[What to produce] Repeat each line exactly, leaving nothing out.
· · · ·
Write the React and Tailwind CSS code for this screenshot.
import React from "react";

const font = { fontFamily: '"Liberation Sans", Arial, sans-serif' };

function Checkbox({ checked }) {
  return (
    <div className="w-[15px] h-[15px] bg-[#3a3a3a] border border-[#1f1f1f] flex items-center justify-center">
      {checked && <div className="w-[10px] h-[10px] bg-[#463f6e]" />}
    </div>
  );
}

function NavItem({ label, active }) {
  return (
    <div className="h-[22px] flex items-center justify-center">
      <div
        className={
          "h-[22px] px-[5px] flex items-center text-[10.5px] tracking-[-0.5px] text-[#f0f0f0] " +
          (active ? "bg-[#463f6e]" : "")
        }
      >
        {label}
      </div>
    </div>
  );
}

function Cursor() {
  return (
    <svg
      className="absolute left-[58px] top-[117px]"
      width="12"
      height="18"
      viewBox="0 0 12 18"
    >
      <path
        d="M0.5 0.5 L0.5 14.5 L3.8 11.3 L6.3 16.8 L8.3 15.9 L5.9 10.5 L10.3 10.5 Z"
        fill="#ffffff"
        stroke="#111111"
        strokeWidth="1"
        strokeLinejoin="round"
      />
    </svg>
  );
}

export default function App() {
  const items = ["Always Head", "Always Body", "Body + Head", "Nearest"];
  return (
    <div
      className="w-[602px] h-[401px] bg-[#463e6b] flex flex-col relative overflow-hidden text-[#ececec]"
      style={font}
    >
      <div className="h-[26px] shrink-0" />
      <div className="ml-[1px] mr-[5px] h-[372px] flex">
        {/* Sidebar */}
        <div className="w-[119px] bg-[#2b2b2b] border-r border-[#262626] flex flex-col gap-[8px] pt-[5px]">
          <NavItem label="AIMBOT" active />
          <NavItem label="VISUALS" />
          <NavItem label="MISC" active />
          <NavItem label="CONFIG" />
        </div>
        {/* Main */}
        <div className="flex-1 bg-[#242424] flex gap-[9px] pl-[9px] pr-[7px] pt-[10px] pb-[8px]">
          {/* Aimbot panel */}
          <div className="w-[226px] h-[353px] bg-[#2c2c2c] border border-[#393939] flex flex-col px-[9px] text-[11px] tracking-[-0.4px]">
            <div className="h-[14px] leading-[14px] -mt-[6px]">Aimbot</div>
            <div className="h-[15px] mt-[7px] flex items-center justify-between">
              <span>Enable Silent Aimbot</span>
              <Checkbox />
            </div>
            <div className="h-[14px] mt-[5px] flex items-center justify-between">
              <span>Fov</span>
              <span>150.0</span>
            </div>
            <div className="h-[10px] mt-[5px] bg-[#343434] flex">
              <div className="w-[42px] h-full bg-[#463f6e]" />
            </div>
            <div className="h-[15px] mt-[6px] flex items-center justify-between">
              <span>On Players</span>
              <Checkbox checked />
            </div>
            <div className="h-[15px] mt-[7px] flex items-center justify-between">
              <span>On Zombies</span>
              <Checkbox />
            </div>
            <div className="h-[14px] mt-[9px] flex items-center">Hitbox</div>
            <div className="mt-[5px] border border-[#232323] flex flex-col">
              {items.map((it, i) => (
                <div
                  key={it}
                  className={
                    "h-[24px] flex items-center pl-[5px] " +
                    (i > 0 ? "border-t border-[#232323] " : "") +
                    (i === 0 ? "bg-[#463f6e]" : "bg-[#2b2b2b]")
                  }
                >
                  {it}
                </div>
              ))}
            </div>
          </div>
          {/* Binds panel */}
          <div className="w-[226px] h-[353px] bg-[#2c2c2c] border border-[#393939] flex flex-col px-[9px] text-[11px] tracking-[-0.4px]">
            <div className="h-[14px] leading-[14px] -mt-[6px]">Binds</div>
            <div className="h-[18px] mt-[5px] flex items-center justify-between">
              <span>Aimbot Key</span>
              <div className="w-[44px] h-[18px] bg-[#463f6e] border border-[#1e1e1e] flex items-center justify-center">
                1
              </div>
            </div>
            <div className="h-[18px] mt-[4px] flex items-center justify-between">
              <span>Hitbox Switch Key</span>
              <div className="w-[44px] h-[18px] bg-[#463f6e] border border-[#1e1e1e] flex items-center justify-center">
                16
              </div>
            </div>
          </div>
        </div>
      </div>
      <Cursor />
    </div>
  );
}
· · · ·
[Task output]
Write the React and Tailwind CSS code for this screenshot.
import React from "react";

const font = { fontFamily: '"Liberation Sans", Arial, sans-serif' };

function Checkbox({ checked }) {
  return (
    <div className="w-[15px] h-[15px] bg-[#3a3a3a] border border-[#1f1f1f] flex items-center justify-center">
      {checked && <div className="w-[10px] h-[10px] bg-[#463f6e]" />}
    </div>
  );
}

function NavItem({ label, active }) {
  return (
    <div className="h-[22px] flex items-center justify-center">
      <div
        className={
          "h-[22px] px-[5px] flex items-center text-[10.5px] tracking-[-0.5px] text-[#f0f0f0] " +
          (active ? "bg-[#463f6e]" : "")
        }
      >
        {label}
      </div>
    </div>
  );
}

function Cursor() {
  return (
    <svg
      className="absolute left-[58px] top-[117px]"
      width="12"
      height="18"
      viewBox="0 0 12 18"
    >
      <path
        d="M0.5 0.5 L0.5 14.5 L3.8 11.3 L6.3 16.8 L8.3 15.9 L5.9 10.5 L10.3 10.5 Z"
        fill="#ffffff"
        stroke="#111111"
        strokeWidth="1"
        strokeLinejoin="round"
      />
    </svg>
  );
}

export default function App() {
  const items = ["Always Head", "Always Body", "Body + Head", "Nearest"];
  return (
    <div
      className="w-[602px] h-[401px] bg-[#463e6b] flex flex-col relative overflow-hidden text-[#ececec]"
      style={font}
    >
      <div className="h-[26px] shrink-0" />
      <div className="ml-[1px] mr-[5px] h-[372px] flex">
        {/* Sidebar */}
        <div className="w-[119px] bg-[#2b2b2b] border-r border-[#262626] flex flex-col gap-[8px] pt-[5px]">
          <NavItem label="AIMBOT" active />
          <NavItem label="VISUALS" />
          <NavItem label="MISC" active />
          <NavItem label="CONFIG" />
        </div>
        {/* Main */}
        <div className="flex-1 bg-[#242424] flex gap-[9px] pl-[9px] pr-[7px] pt-[10px] pb-[8px]">
          {/* Aimbot panel */}
          <div className="w-[226px] h-[353px] bg-[#2c2c2c] border border-[#393939] flex flex-col px-[9px] text-[11px] tracking-[-0.4px]">
            <div className="h-[14px] leading-[14px] -mt-[6px]">Aimbot</div>
            <div className="h-[15px] mt-[7px] flex items-center justify-between">
              <span>Enable Silent Aimbot</span>
              <Checkbox />
            </div>
            <div className="h-[14px] mt-[5px] flex items-center justify-between">
              <span>Fov</span>
              <span>150.0</span>
            </div>
            <div className="h-[10px] mt-[5px] bg-[#343434] flex">
              <div className="w-[42px] h-full bg-[#463f6e]" />
            </div>
            <div className="h-[15px] mt-[6px] flex items-center justify-between">
              <span>On Players</span>
              <Checkbox checked />
            </div>
            <div className="h-[15px] mt-[7px] flex items-center justify-between">
              <span>On Zombies</span>
              <Checkbox />
            </div>
            <div className="h-[14px] mt-[9px] flex items-center">Hitbox</div>
            <div className="mt-[5px] border border-[#232323] flex flex-col">
              {items.map((it, i) => (
                <div
                  key={it}
                  className={
                    "h-[24px] flex items-center pl-[5px] " +
                    (i > 0 ? "border-t border-[#232323] " : "") +
                    (i === 0 ? "bg-[#463f6e]" : "bg-[#2b2b2b]")
                  }
                >
                  {it}
                </div>
              ))}
            </div>
          </div>
          {/* Binds panel */}
          <div className="w-[226px] h-[353px] bg-[#2c2c2c] border border-[#393939] flex flex-col px-[9px] text-[11px] tracking-[-0.4px]">
            <div className="h-[14px] leading-[14px] -mt-[6px]">Binds</div>
            <div className="h-[18px] mt-[5px] flex items-center justify-between">
              <span>Aimbot Key</span>
              <div className="w-[44px] h-[18px] bg-[#463f6e] border border-[#1e1e1e] flex items-center justify-center">
                1
              </div>
            </div>
            <div className="h-[18px] mt-[4px] flex items-center justify-between">
              <span>Hitbox Switch Key</span>
              <div className="w-[44px] h-[18px] bg-[#463f6e] border border-[#1e1e1e] flex items-center justify-center">
                16
              </div>
            </div>
          </div>
        </div>
      </div>
      <Cursor />
    </div>
  );
}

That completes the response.